Он читал и читал всё, что попадалось под руку,
и читал так что, приехав домой, когда лакеи еще раздевали его, он, уже взяв
книгу, читал — и от чтения переходил ко сну, и от сна к болтовне в гостиных и
клубе, от болтовни к кутежу и женщинам, от кутежа опять к болтовне, чтению и
вину. Пить вино для него становилось всё больше и больше физической и вместе
нравственной потребностью. Несмотря на то, что доктора говорили ему, что с его
корпуленцией, вино для него опасно, он очень много пил. Ему становилось вполне
хорошо только тогда, когда он, сам не замечая как, опрокинув в свой большой рот
несколько стаканов вина, испытывал приятную теплоту в теле, нежность ко всем
своим ближним и готовность ума поверхностно отзываться на всякую мысль, не
углубляясь в сущность ее. Только выпив бутылку и две вина, он смутно сознавал,
что тот запутанный, страшный узел жизни, который ужасал его прежде, не так
страшен, как ему казалось. С шумом в голове, болтая, слушая разговоры или читая
после обеда и ужина, он беспрестанно видел этот узел, какой-нибудь стороной
его. Но только под влиянием вина он говорил себе: «Это ничего. Это я распутаю —
вот у меня и готово объяснение. Но теперь некогда, — я после обдумаю всё это!»

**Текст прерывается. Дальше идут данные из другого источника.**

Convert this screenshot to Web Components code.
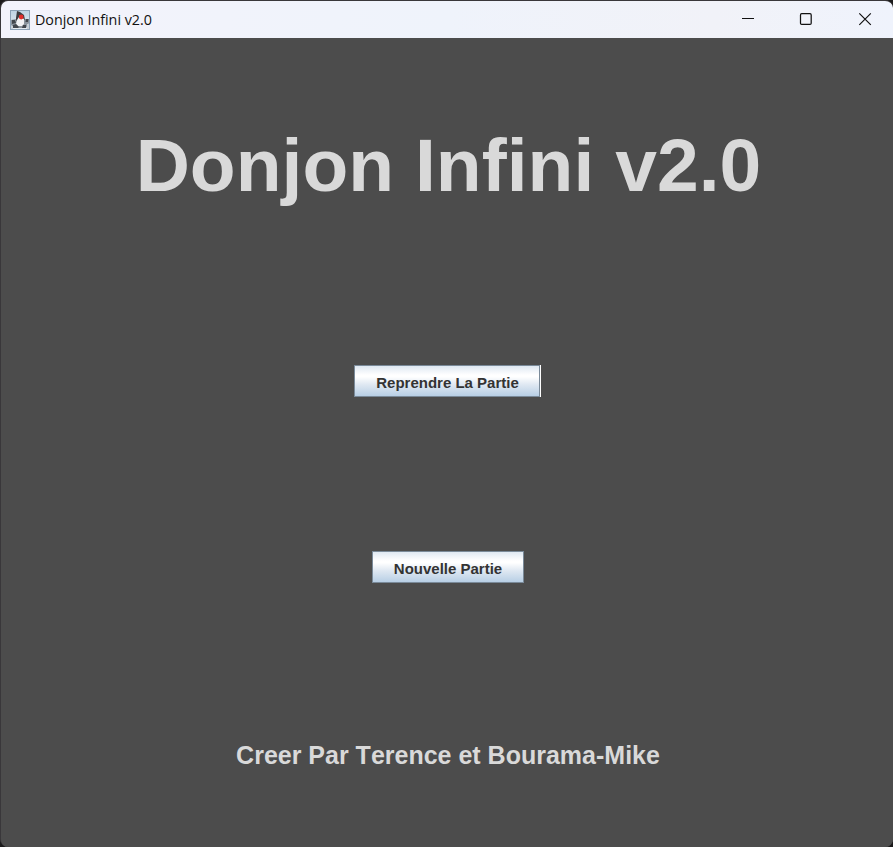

Но это после никогда не приходило.
Натощак, поутру, все прежние вопросы
представлялись столь же неразрешимыми и страшными, и Пьер торопливо хватался за
книгу и радовался, когда кто-нибудь приходил к нему.

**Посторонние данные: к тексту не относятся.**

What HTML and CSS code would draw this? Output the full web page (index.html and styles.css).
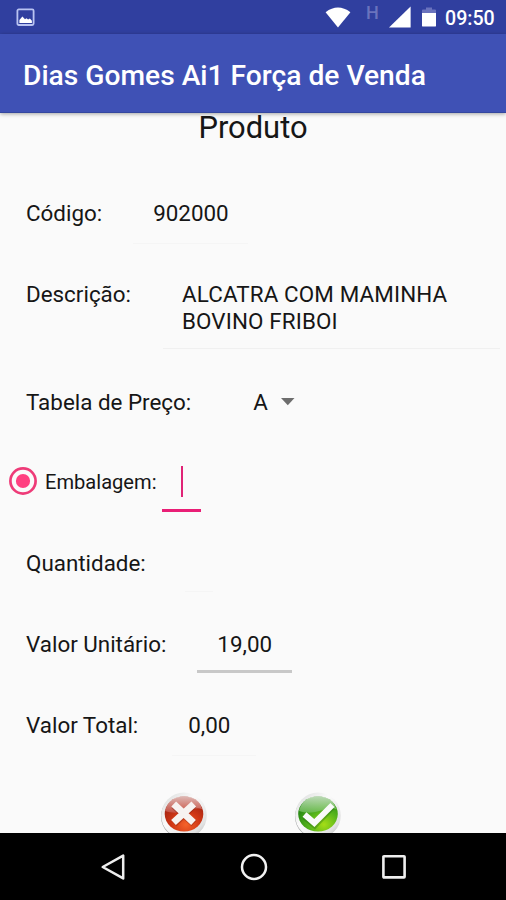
FILE: index.html
```html
<!DOCTYPE html>
<html lang="pt-BR">
<head>
<meta charset="utf-8">
<title>Dias Gomes Ai1 Força de Venda</title>
<link rel="stylesheet" href="styles.css">
</head>
<body>
<div class="screen">
  <header class="status">
    <svg class="ic-photo" width="20" height="20" viewBox="0 0 20 20"><rect x="1.4" y="1.4" width="16.2" height="15.6" rx="1.4" fill="none" stroke="#b9c3f2" stroke-width="1.8"/><path d="M3.4 15v-3l3-3.4 2.6 2.6 1.5-1 1.6 1.4 1.8-1.2 2 2.4V15z" fill="#fff"/></svg>
    <svg class="ic-wifi" width="26" height="21" viewBox="0 0 26 21"><path d="M.6 5.2Q12.9-4 25.4 5.2L13 20.4z" fill="#fff"/></svg>
    <span class="net">H</span>
    <svg class="ic-signal" width="22" height="22" viewBox="0 0 22 22"><path d="M0 21.5L21.6.5v21z" fill="#fff"/></svg>
    <svg class="ic-battery" width="14" height="20" viewBox="0 0 14 20"><path d="M0 6V3.4Q0 2.4 1 2.4h3V.4h6v2h3q1 0 1 1V6z" fill="#6a73bd"/><path d="M0 6h14v12.4q0 1.2-1 1.2H1q-1 0-1-1.2z" fill="#fff"/></svg>
    <span class="clock">09:50</span>
  </header>
  <div class="toolbar"><h1>Dias Gomes Ai1 Força de Venda</h1></div>
  <main class="content">
    <h2>Produto</h2>
    <div class="row"><label>Código:</label><span class="field codigo">902000</span></div>
    <div class="row tall"><label>Descrição:</label><span class="field descricao">ALCATRA COM MAMINHA<br>BOVINO FRIBOI</span></div>
    <div class="row"><label>Tabela de Preço:</label><span class="select">A<svg width="14" height="8" viewBox="0 0 14 8"><path d="M0 0h13.5L6.8 7.2z" fill="#6d6d6d"/></svg></span></div>
    <div class="row radio-row">
      <svg class="radio" width="30" height="30" viewBox="0 0 30 30"><circle cx="15" cy="15" r="12.6" fill="none" stroke="#ee3b78" stroke-width="2.7"/><circle cx="15" cy="15" r="7.1" fill="#ff4081"/></svg>
      <label class="small">Embalagem:</label><span class="field embalagem"><i class="caret"></i></span>
    </div>
    <div class="row"><label>Quantidade:</label><span class="field quantidade"></span></div>
    <div class="row"><label>Valor Unitário:</label><span class="field unitario">19,00</span></div>
    <div class="row"><label>Valor Total:</label><span class="field total">0,00</span></div>
    <div class="actions">
      <svg width="48" height="48" viewBox="0 0 48 48">
        <defs>
          <linearGradient id="rim" x1="0" y1="0" x2="1" y2="1"><stop offset="0" stop-color="#d8dad9"/><stop offset=".4" stop-color="#fbfbfb"/><stop offset=".8" stop-color="#e2e2e2"/><stop offset="1" stop-color="#aaa"/></linearGradient>
          <radialGradient id="red" cx=".55" cy=".8" r=".75"><stop offset="0" stop-color="#f5632a"/><stop offset=".5" stop-color="#cf3716"/><stop offset="1" stop-color="#9c2012"/></radialGradient>
          <linearGradient id="redGloss" x1="0" y1="0" x2="0" y2="1"><stop offset="0" stop-color="#efe0de"/><stop offset="1" stop-color="#c9584d"/></linearGradient>
        </defs>
        <circle cx="23.2" cy="24.4" r="22.2" fill="#a5a7a8"/><circle cx="24" cy="23.4" r="22.8" fill="url(#rim)"/>
        <ellipse cx="24" cy="22" rx="19.3" ry="17.6" fill="url(#red)"/>
        <path d="M5 19C8 8 15 4.2 24 4.2S40 8 42 17C32 13 22 25 5 19z" fill="url(#redGloss)" opacity=".8"/>
        <path d="M14 13.5L34 31.5M34 12.9L14 31.5" stroke="#6f1b10" stroke-opacity=".35" stroke-width="7.4"/>
        <path d="M13.7 12L33.5 30.5M33.8 12L13.5 30.5" stroke="#f7f3f1" stroke-width="7"/>
      </svg>
      <svg width="48" height="48" viewBox="0 0 48 48">
        <defs>
          <radialGradient id="green" cx=".65" cy=".8" r=".75"><stop offset="0" stop-color="#a5dd16"/><stop offset=".5" stop-color="#57b51b"/><stop offset="1" stop-color="#238612"/></radialGradient>
          <linearGradient id="greenGloss" x1="0" y1="0" x2="0" y2="1"><stop offset="0" stop-color="#e3efdf"/><stop offset="1" stop-color="#6fbd58"/></linearGradient>
        </defs>
        <circle cx="23.2" cy="24.4" r="22.2" fill="#a5a7a8"/><circle cx="24" cy="23.4" r="22.8" fill="url(#rim)"/>
        <ellipse cx="24" cy="22" rx="19.8" ry="17.6" fill="url(#green)"/>
        <path d="M5 19C8 8 15 4.2 24 4.2S40 8 42 17C32 13 22 25 5 19z" fill="url(#greenGloss)" opacity=".8"/>
        <path d="M10.5 24.5L20.7 33 38.5 14.5" fill="none" stroke="#1d6410" stroke-opacity=".35" stroke-width="6.5"/>
        <path d="M10.5 22.5L20.3 31 38.4 13" fill="none" stroke="#fafafa" stroke-width="5.8"/>
      </svg>
    </div>
  </main>
  <nav class="navbar">
    <svg width="28" height="30" viewBox="0 0 28 30"><path d="M2.7 15L23.2 3.6V26.4z" fill="none" stroke="#eee" stroke-width="2.5" stroke-linejoin="round"/></svg>
    <svg class="home" width="30" height="30" viewBox="0 0 30 30"><circle cx="15" cy="15" r="12" fill="none" stroke="#f2f2f2" stroke-width="2.5"/></svg>
    <svg width="26" height="30" viewBox="0 0 26 30"><rect x="1.4" y="4.2" width="21.2" height="21.2" rx=".6" fill="none" stroke="#eee" stroke-width="2.6"/></svg>
  </nav>
</div>
</body>
</html>
```

FILE: styles.css
```css
* { box-sizing: border-box; }
body { margin: 0; font-family: Roboto, "Liberation Sans", sans-serif; color: #161616; }
svg { display: block; flex: none; }
.screen { width: 506px; height: 900px; display: flex; flex-direction: column; overflow: hidden; background: #fafafa; }
.status { height: 34px; flex: none; display: flex; align-items: flex-start; background: #303f9f; color: #fff; }
.ic-photo { margin: 8px 0 0 16px; }
.ic-wifi { margin: 7px 0 0 289px; }
.net { margin: 4px 0 0 15px; width: 13px; font-size: 18px; line-height: 18px; font-weight: 500; color: #6a73bd; }
.ic-signal { margin: 6px 0 0 10px; }
.ic-battery { margin: 7px 0 0 11px; }
.clock { margin: 7px 0 0 9px; font-size: 19.6px; line-height: 24px; font-weight: 500; }
.toolbar { height: 79px; flex: none; padding: 26px 0 0 23px; background: #3f51b5; border-bottom: 1px solid #34479f; box-shadow: 0 1px 4px rgba(0, 0, 0, .35); }
h1 { margin: 0; font-size: 28.2px; line-height: 32px; font-weight: 500; color: #fff; white-space: nowrap; }
.content { height: 720px; flex: none; }
h2 { margin: -3px 0 27px; font-size: 30.9px; line-height: 36px; font-weight: 400; text-align: center; }
.row { height: 80.8px; padding: 27px 0 0 26px; display: flex; align-items: flex-start; font-size: 22.4px; line-height: 27px; white-space: nowrap; }
.tall { height: 107.8px; }
.field { height: 44px; border-bottom: 1px solid #f5f5f5; }
.codigo { width: 115px; margin-left: 31px; padding-left: 20px; }
.descricao { width: 337px; height: 68px; margin-left: 32px; padding-left: 19px; border-color: #f0f0f0; letter-spacing: .13px; }
.select { margin-left: 62px; display: flex; align-items: center; gap: 13px; }
.radio-row { padding-left: 8px; }
.radio { margin-top: -3px; }
.small { margin: 1px 0 0 7px; font-size: 20.1px; line-height: 25px; }
.embalagem { width: 39px; height: 43px; margin-left: 5px; border-bottom: 3px solid #e91e76; }
.caret { display: block; width: 2px; height: 31px; margin: -3px 0 0 19px; background: #e02376; }
.quantidade { width: 28px; margin-left: 39px; height: 42px; }
.unitario { width: 95px; height: 42px; margin-left: 31px; padding-left: 20px; border-bottom: 3px solid #c8c8c8; }
.total { width: 84px; margin-left: 34px; padding-left: 16px; }
.actions { display: flex; gap: 86px; padding: 26.5px 0 0 159.5px; }
.navbar { flex: 1; display: flex; justify-content: space-between; padding: 19px 98px 0 100px; background: #000; position: relative; }
.home { margin-left: -2px; }
```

Иногда Пьер вспоминал о слышанном им рассказе
о том, как на войне солдаты, находясь под выстрелами в прикрытии, когда им
делать нечего, старательно изыскивают себе занятие, для того чтобы легче
переносить опасность. И Пьеру все люди представлялись такими солдатами,
спасающимися от жизни: кто честолюбием, кто картами, кто писанием законов, кто
женщинами, кто игрушками, кто лошадьми, кто политикой, кто охотой, кто вином,
кто государственными делами. «Нет ни ничтожного, ни важного, всё равно: только
бы спастись от нее как умею»! думал Пьер. — «Только бы не видать ее, эту
страшную ее».
Глава 2
В начале зимы, князь Николай Андреич
Болконский с дочерью приехали в Москву. По своему прошедшему, по своему уму и
оригинальности, в особенности по ослаблению на ту пору восторга к царствованию
императора Александра, и по тому анти-французскому и патриотическому
направлению, которое царствовало в то время в Москве, князь Николай Андреич
сделался тотчас же предметом особенной почтительности москвичей и центром
московской оппозиции правительству.
Князь очень постарел в этот год. В нем
появились резкие признаки старости: неожиданные засыпанья, забывчивость
ближайших по времени событий и памятливость к давнишним, и детское тщеславие, с
которым он принимал роль главы московской оппозиции. Несмотря на то, когда
старик, особенно по вечерам, выходил к чаю в своей шубке и пудренном парике, и
начинал, затронутый кем-нибудь, свои отрывистые рассказы о прошедшем, или еще
более отрывистые и резкие суждения о настоящем, он возбуждал во всех своих
гостях одинаковое чувство почтительного уважения. Для посетителей весь этот
старинный дом с огромными трюмо, дореволюционной мебелью, этими лакеями в
пудре, и сам прошлого века крутой и умный старик с его кроткою дочерью и
хорошенькой француженкой, которые благоговели перед ним, — представлял
величественно-приятное зрелище. Но посетители не думали о том, что кроме этих
двух-трех часов, во время которых они видели хозяев, было еще 22 часа в сутки,
во время которых шла тайная внутренняя жизнь дома.